Many people who have a hard time sticking to a budget or struggling to keep their spending under control are burdened with debt that straps their cash. Until they get their debt under control, their financial goals will be on hold.

The key to reducing your debt is to stop adding to it. That's the reason we've talked a minute ago about reducing spending, especially a credit card spending. The more purchases you put on your credit card, the larger your balance grows. When you stop increasing your debt, you can begin making progress and paying off what you owe.

First, pay off the debt with the highest interest rate. That's almost always the credit card debt. Stop using that card so that each payment you make not only covers the interest, but also reduces the principal.
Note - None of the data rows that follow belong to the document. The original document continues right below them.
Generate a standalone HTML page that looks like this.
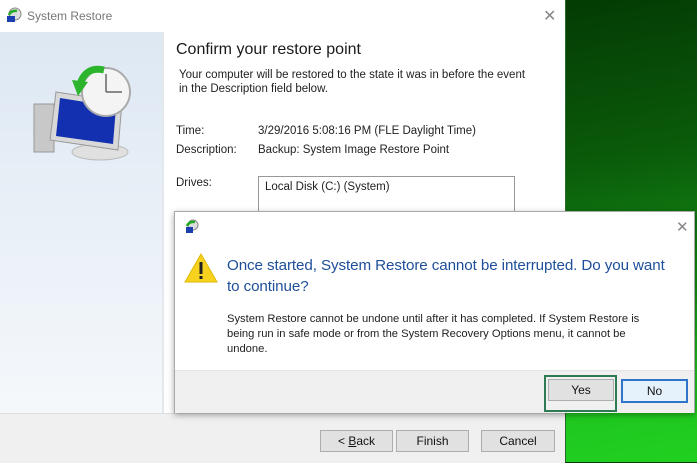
<!DOCTYPE html>
<html><head><style>
body{margin:0;width:697px;height:462px;overflow:hidden;position:relative;font-family:"Liberation Sans",sans-serif;background:linear-gradient(170deg,#002800 0%,#0a5a0a 45%,#138f13 70%,#1fc41f 85%,#20d020 100%)}
.a{position:absolute}
.win{left:0;top:0;width:565px;height:462px;background:#fff;border-right:1px solid #2a6a2a}
.t{font-size:12px;color:#222}
.btn{position:absolute;height:20px;background:#e1e1e1;border:1px solid #adadad;font-size:12px;text-align:center;line-height:20px;color:#111}
</style></head><body>
<div class="a win">
 <svg class="a" style="left:6px;top:7px" width="16" height="16"><circle cx="9" cy="7" r="6" fill="#ddd" stroke="#888"/><path d="M3 8 q2-5 8-4" stroke="#2a2" stroke-width="2.5" fill="none"/><rect x="1" y="9" width="8" height="6" fill="#1a3fb0"/></svg>
 <div class="a" style="left:27px;top:9px;font-size:12px;color:#777">System Restore</div>
 <div class="a" style="left:543px;top:6px;font-size:16px;color:#888">✕</div>
 <div class="a" style="left:0;top:32px;width:162px;height:381px;background:linear-gradient(#dde8f3,#eef3f9 70%,#f5f8fb)"></div>
 <div class="a" style="left:162px;top:32px;width:2px;height:381px;background:#e4e8ec"></div>
 <svg class="a" style="left:30px;top:62px" width="110" height="100">
  <rect x="4" y="42" width="20" height="48" fill="#c8c8c8" stroke="#999"/>
  <ellipse cx="70" cy="90" rx="28" ry="8" fill="#e0e0e0" stroke="#bbb"/>
  <polygon points="26,30 92,40 88,88 20,78" fill="#d8d8d8" stroke="#999"/>
  <polygon points="30,36 86,45 83,82 26,74" fill="#1230b0"/>
  <circle cx="76" cy="30" r="24" fill="#f4f4f4" stroke="#aaa" stroke-width="2"/>
  <path d="M76 30 V12 M76 30 H92" stroke="#666" stroke-width="1.5"/>
  <path d="M74 8 Q56 4 50 22" stroke="#2cb52c" stroke-width="7" fill="none"/>
  <polygon points="42,18 58,20 48,34" fill="#2cb52c"/>
 </svg>
 <div class="a" style="left:176px;top:41px;font-size:16px;color:#1a1a1a">Confirm your restore point</div>
 <div class="a t" style="left:179px;top:68px;line-height:14px;font-size:11.5px">Your computer will be restored to the state it was in before the event<br>in the Description field below.</div>
 <div class="a t" style="left:176px;top:125px;font-size:11.5px">Time:</div>
 <div class="a t" style="left:258px;top:125px;font-size:11.5px">3/29/2016 5:08:16 PM (FLE Daylight Time)</div>
 <div class="a t" style="left:176px;top:144px;font-size:11.5px">Description:</div>
 <div class="a t" style="left:258px;top:144px;font-size:11.5px">Backup: System Image Restore Point</div>
 <div class="a t" style="left:176px;top:177px;font-size:11.5px">Drives:</div>
 <div class="a" style="left:258px;top:176px;width:255px;height:60px;border:1px solid #999"></div>
 <div class="a t" style="left:265px;top:181px;font-size:11.5px">Local Disk (C:) (System)</div>
 <div class="a" style="left:0;top:413px;width:565px;height:49px;background:#f0f0f0;border-top:1px solid #ddd"></div>
 <div class="btn" style="left:320px;top:430px;width:71px">&lt; <u>B</u>ack</div>
 <div class="btn" style="left:396px;top:430px;width:71px">Finish</div>
 <div class="btn" style="left:481px;top:430px;width:72px">Cancel</div>
</div>
<div class="a" style="left:174px;top:211px;width:519px;height:200px;background:#fff;border:1px solid #aaa;box-shadow:0 2px 6px rgba(0,0,0,.35)">
 <svg class="a" style="left:9px;top:6px" width="16" height="16"><circle cx="9" cy="7" r="5" fill="#ddd" stroke="#888"/><path d="M3 8 q2-5 8-4" stroke="#2a2" stroke-width="2.5" fill="none"/><rect x="2" y="9" width="7" height="6" fill="#1a3fb0"/></svg>
 <div class="a" style="left:501px;top:6px;font-size:15px;color:#888">✕</div>
 <svg class="a" style="left:9px;top:40px" width="34" height="32"><polygon points="17,2 33,30 1,30" fill="#f7d21e" stroke="#e0b800"/><rect x="15.5" y="10" width="3" height="12" fill="#222"/><rect x="15.5" y="24" width="3" height="3" fill="#222"/></svg>
 <div class="a" style="left:52px;top:43px;width:445px;font-size:15.2px;line-height:21px;color:#1e4f9a;letter-spacing:-0.1px">Once started, System Restore cannot be interrupted. Do you want to continue?</div>
 <div class="a t" style="left:52px;top:100px;width:440px;font-size:11.2px;line-height:15px">System Restore cannot be undone until after it has completed. If System Restore is being run in safe mode or from the System Recovery Options menu, it cannot be undone.</div>
 <div class="a" style="left:0;top:158px;width:519px;height:42px;background:#f0f0f0;border-top:1px solid #e4e4e4"></div>
 <div class="a" style="left:369px;top:163px;width:69px;height:33px;border:2px solid #2d7a55"></div>
 <div class="btn" style="left:373px;top:167px;width:64px">Yes</div>
 <div class="btn" style="left:446px;top:167px;width:63px;border:2px solid #2e74c9;background:#e5f1fb">No</div>
</div>
</body></html>
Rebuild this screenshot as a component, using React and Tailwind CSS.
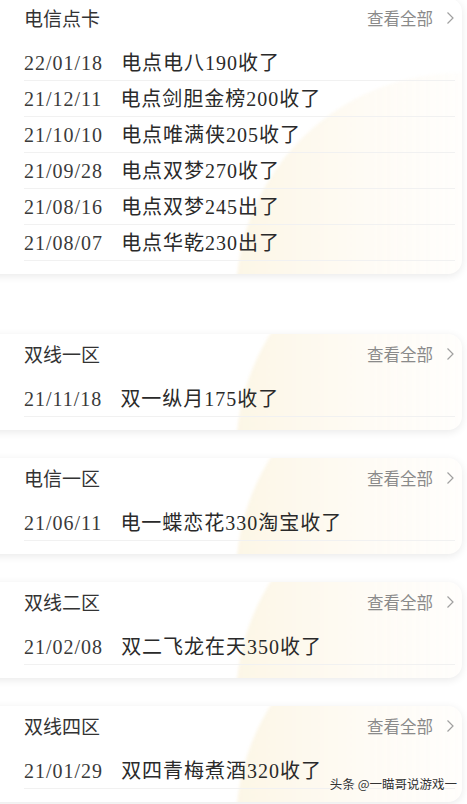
const groups = [
  {
    title: "电信点卡",
    first: true,
    rows: [
      ["22/01/18", "电点电八190收了"],
      ["21/12/11", "电点剑胆金榜200收了"],
      ["21/10/10", "电点唯满侠205收了"],
      ["21/09/28", "电点双梦270收了"],
      ["21/08/16", "电点双梦245出了"],
      ["21/08/07", "电点华乾230出了"],
    ],
  },
  { title: "双线一区", rows: [["21/11/18", "双一纵月175收了"]] },
  { title: "电信一区", rows: [["21/06/11", "电一蝶恋花330淘宝收了"]] },
  { title: "双线二区", rows: [["21/02/08", "双二飞龙在天350收了"]] },
  { title: "双线四区", rows: [["21/01/29", "双四青梅煮酒320收了"]] },
];

function Chevron() {
  return (
    <svg width="9" height="14" viewBox="0 0 9 14" fill="none" className="ml-[13px]">
      <path d="M1.5 1.5 L7 7 L1.5 12.5" stroke="#a0a0a0" strokeWidth="1.2" />
    </svg>
  );
}

function Card({ title, rows, first }) {
  return (
    <div
      className={`relative ml-[-12px] mr-[5px] overflow-hidden rounded-r-[14px] bg-white pt-[8px] pb-[13px] pl-[36px] pr-[7px] shadow-[0_2px_8px_rgba(0,0,0,0.09)] ${
        first ? "mt-[-2px]" : ""
      }`}
    >
      {/* faint cream arc in the background */}
      <div className="pointer-events-none absolute left-[248px] bottom-[-247px] h-[448px] w-[448px] rounded-full bg-linear-to-r from-[#fcf6e6] via-[#fefbf5] via-30% to-white/0 to-60% blur-[1.5px]" />
      <div className="relative flex h-[24px] items-center justify-between">
        <span className="text-[19px] text-[#333]">{title}</span>
        <span className="flex items-center text-[16.5px] text-[#8a8a8a]">
          查看全部
          <Chevron />
        </span>
      </div>
      <div className="relative mt-[15px]">
        {rows.map(([d, t]) => (
          <div
            key={d}
            className="flex h-[36px] items-center border-b border-[#f1f1f1] text-[20px] tracking-[1px] text-[#2a2a2a]"
            style={{ fontFamily: '"Liberation Serif", "Noto Sans CJK SC", serif' }}
          >
            <span className="text-[#3a3a3a]">{d}</span>
            <span className="ml-[18px]">{t}</span>
          </div>
        ))}
      </div>
    </div>
  );
}

export default function App() {
  return (
    <div
      className="relative flex h-[804px] w-[467px] flex-col overflow-hidden bg-white"
      style={{ fontFamily: '"Noto Sans CJK SC", "Noto Sans", sans-serif' }}
    >
      <Card {...groups[0]} />
      <div className="mt-[60px] flex flex-col gap-[28px]">
        {groups.slice(1).map((g) => (
          <Card key={g.title} {...g} />
        ))}
      </div>
      <div className="absolute right-[10px] bottom-[10px] text-[12.5px] text-[#333] [text-shadow:0_0_3px_#fff]">
        头条 @一瞄哥说游戏一
      </div>
    </div>
  );
}
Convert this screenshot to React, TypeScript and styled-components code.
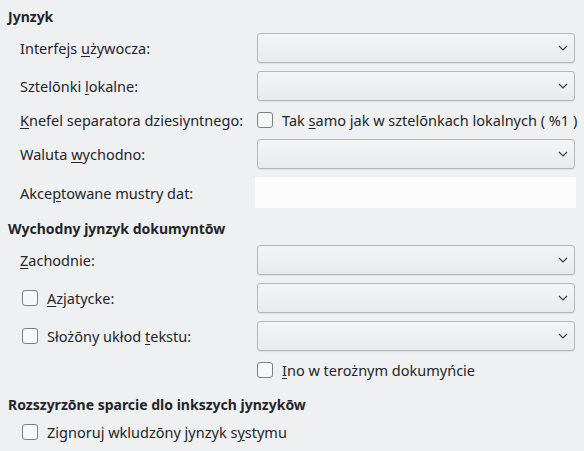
import React from "react";
import styled, { createGlobalStyle } from "styled-components";

const Global = createGlobalStyle`
  html, body { margin: 0; padding: 0; background: #eff0f1; }
  body { font-family: "Noto Sans", "Open Sans", sans-serif; font-size: 14.5px; color: #232629; }
`;

const Page = styled.div`
  width: 584px;
  height: 451px;
  box-sizing: border-box;
  padding: 7px 8px 0 8px;
  display: flex;
  flex-direction: column;
  overflow: hidden;
`;

const Section = styled.section<{ $top?: number }>`
  display: flex;
  flex-direction: column;
  gap: 6px;
  margin-top: ${(p) => p.$top ?? 0}px;
`;

const Title = styled.div`
  font-weight: 700;
  font-size: 14px;
  height: 20px;
  line-height: 20px;
`;

const Grid = styled.div`
  display: grid;
  grid-template-columns: 235px minmax(0, 1fr);
  row-gap: 8px;
  margin-left: 12px;
`;

const Label = styled.div`
  display: flex;
  align-items: center;
  white-space: nowrap;
`;

const Combo = styled.div`
  height: 30px;
  box-sizing: border-box;
  margin: 0 1px 0 2px;
  border: 1px solid #b6b8ba;
  border-radius: 3px;
  background: linear-gradient(#f3f4f4, #e9eaeb);
  box-shadow: 0 1px 1px rgba(0, 0, 0, 0.08);
  display: flex;
  align-items: center;
  justify-content: flex-end;
  padding-right: 6px;
`;

const LineEdit = styled.div`
  height: 31px;
  background: #fcfcfc;
`;

const CheckRow = styled.label`
  display: flex;
  align-items: center;
  align-self: center;
  gap: 9px;
  height: 22px;
  margin-left: 2px;
  white-space: nowrap;
`;

const Box = styled.span`
  width: 16px;
  height: 16px;
  box-sizing: border-box;
  border: 1px solid #7d8082;
  border-radius: 3px;
  background: #f7f7f8;
  flex: none;
`;

const U = styled.span`
  text-decoration: underline;
  text-underline-offset: 2px;
  text-decoration-thickness: 1px;
`;

const Chevron = () => (
  <svg width="10" height="6" viewBox="0 0 10 6">
    <path d="M1 1 L5 5 L9 1" fill="none" stroke="#3b3e41" strokeWidth="1.2" />
  </svg>
);

const Select = () => (
  <Combo>
    <Chevron />
  </Combo>
);

export default function App() {
  return (
    <>
      <Global />
      <Page>
        <Section>
          <Title>Jynzyk</Title>
          <Grid>
            <Label><span>Interfejs <U>u</U>żywocza:</span></Label>
            <Select />
            <Label><span>Sztelōnki <U>l</U>okalne:</span></Label>
            <Select />
            <Label><span><U>K</U>nefel separatora dziesiyntnego:</span></Label>
            <CheckRow>
              <Box />
              <span>Tak <U>s</U>amo jak w sztelōnkach lokalnych ( %1 )</span>
            </CheckRow>
            <Label><span>Waluta <U>w</U>ychodno:</span></Label>
            <Select />
            <Label><span>Akce<U>p</U>towane mustry dat:</span></Label>
            <LineEdit />
          </Grid>
        </Section>
        <Section $top={11}>
          <Title>Wychodny jynzyk dokumyntōw</Title>
          <Grid>
            <Label><span><U>Z</U>achodnie:</span></Label>
            <Select />
            <CheckRow>
              <Box />
              <span><U>A</U>zjatycke:</span>
            </CheckRow>
            <Select />
            <CheckRow>
              <Box />
              <span>Słożōny ukłod <U>t</U>ekstu:</span>
            </CheckRow>
            <Select />
            <span />
            <CheckRow>
              <Box />
              <span><U>I</U>no w terożnym dokumyńcie</span>
            </CheckRow>
          </Grid>
        </Section>
        <Section $top={14}>
          <Title>Rozszyrzōne sparcie dlo inkszych jynzykōw</Title>
          <Grid>
            <CheckRow>
              <Box />
              <span>Zignoruj wkludzōny jynzyk s<U>y</U>stymu</span>
            </CheckRow>
          </Grid>
        </Section>
      </Page>
    </>
  );
}
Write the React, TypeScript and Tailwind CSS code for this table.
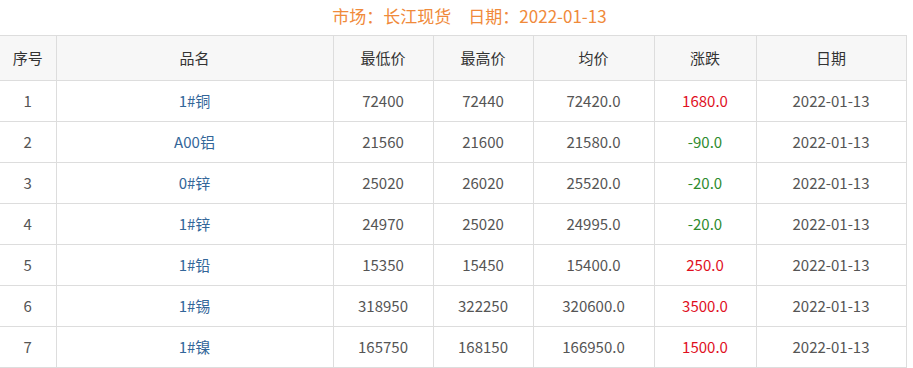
import React from 'react';

interface PriceRow {
  id: number;
  name: string;
  low: string;
  high: string;
  avg: string;
  change: string;
  date: string;
}

const rows: PriceRow[] = [
  { id: 1, name: '1#铜', low: '72400', high: '72440', avg: '72420.0', change: '1680.0', date: '2022-01-13' },
  { id: 2, name: 'A00铝', low: '21560', high: '21600', avg: '21580.0', change: '-90.0', date: '2022-01-13' },
  { id: 3, name: '0#锌', low: '25020', high: '26020', avg: '25520.0', change: '-20.0', date: '2022-01-13' },
  { id: 4, name: '1#锌', low: '24970', high: '25020', avg: '24995.0', change: '-20.0', date: '2022-01-13' },
  { id: 5, name: '1#铅', low: '15350', high: '15450', avg: '15400.0', change: '250.0', date: '2022-01-13' },
  { id: 6, name: '1#锡', low: '318950', high: '322250', avg: '320600.0', change: '3500.0', date: '2022-01-13' },
  { id: 7, name: '1#镍', low: '165750', high: '168150', avg: '166950.0', change: '1500.0', date: '2022-01-13' },
];

const headers = ['序号', '品名', '最低价', '最高价', '均价', '涨跌', '日期'];
const colWidths = ['w-[56px]', 'w-[277px]', 'w-[100px]', 'w-[100px]', 'w-[121px]', 'w-[102px]', 'w-[150px]'];

const App: React.FC = () => {
  return (
    <div className="w-[913px] h-[368px] bg-white overflow-hidden font-['Noto_Sans_CJK_SC','Liberation_Sans',sans-serif]">
      <div className="h-[35px] flex items-start justify-center pt-[3px] pl-[26px] text-[17px] leading-[26px] text-[#f08a3a]">
        市场：长江现货　日期：2022-01-13
      </div>
      <table className="w-[906px] border-collapse table-fixed text-[15px] text-[#555]">
        <colgroup>
          {colWidths.map((w, i) => (
            <col key={i} className={w} />
          ))}
        </colgroup>
        <thead>
          <tr className="h-[45px] bg-[#f7f7f7]">
            {headers.map((h) => (
              <th key={h} className="border border-[#dddddd] first:border-l-0 font-normal text-center text-[#333]">
                {h}
              </th>
            ))}
          </tr>
        </thead>
        <tbody>
          {rows.map((r) => (
            <tr key={r.id} className="h-[41px]">
              <td className="border border-[#dddddd] border-l-0 text-center">{r.id}</td>
              <td className="border border-[#dddddd] text-center text-[#336699]">{r.name}</td>
              <td className="border border-[#dddddd] text-center">{r.low}</td>
              <td className="border border-[#dddddd] text-center">{r.high}</td>
              <td className="border border-[#dddddd] text-center">{r.avg}</td>
              <td className={`border border-[#dddddd] text-center ${r.change.startsWith('-') ? 'text-[#2e8b2e]' : 'text-[#e0101e]'}`}>
                {r.change}
              </td>
              <td className="border border-[#dddddd] text-center">{r.date}</td>
            </tr>
          ))}
        </tbody>
      </table>
    </div>
  );
};

export default App;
It's essential to avoid new debt at high rates, Generally, that means credit card debt. Stop using the credit cards that charge the most or maybe even stop using credit cards altogether.

Next, always pay more than the minimum due on your credit cards. The minimum generally covers your interest and a very small amount of principal. To get rid of the debt you have to reduce the principal on which the interest accumulates.

Finally and crucially important, never ever skip a payment or pay late. With late fees averaging $35 and sometimes reaching $39 you're increasing your debt substantially each time you miss a due date. You're card issuer generally raises the interest rate it charges when you are late as well, compounding the problem.

Some financial experts suggest paying off cards with the lowest balance first so that you can feel some sense of progress. As you move through the budgeting process, and begin setting goals, you'll be able to more readily define where you're trying to go, and by managing your cash flow more efficiently and being really tough on yourself when necessary, you'll find your way there.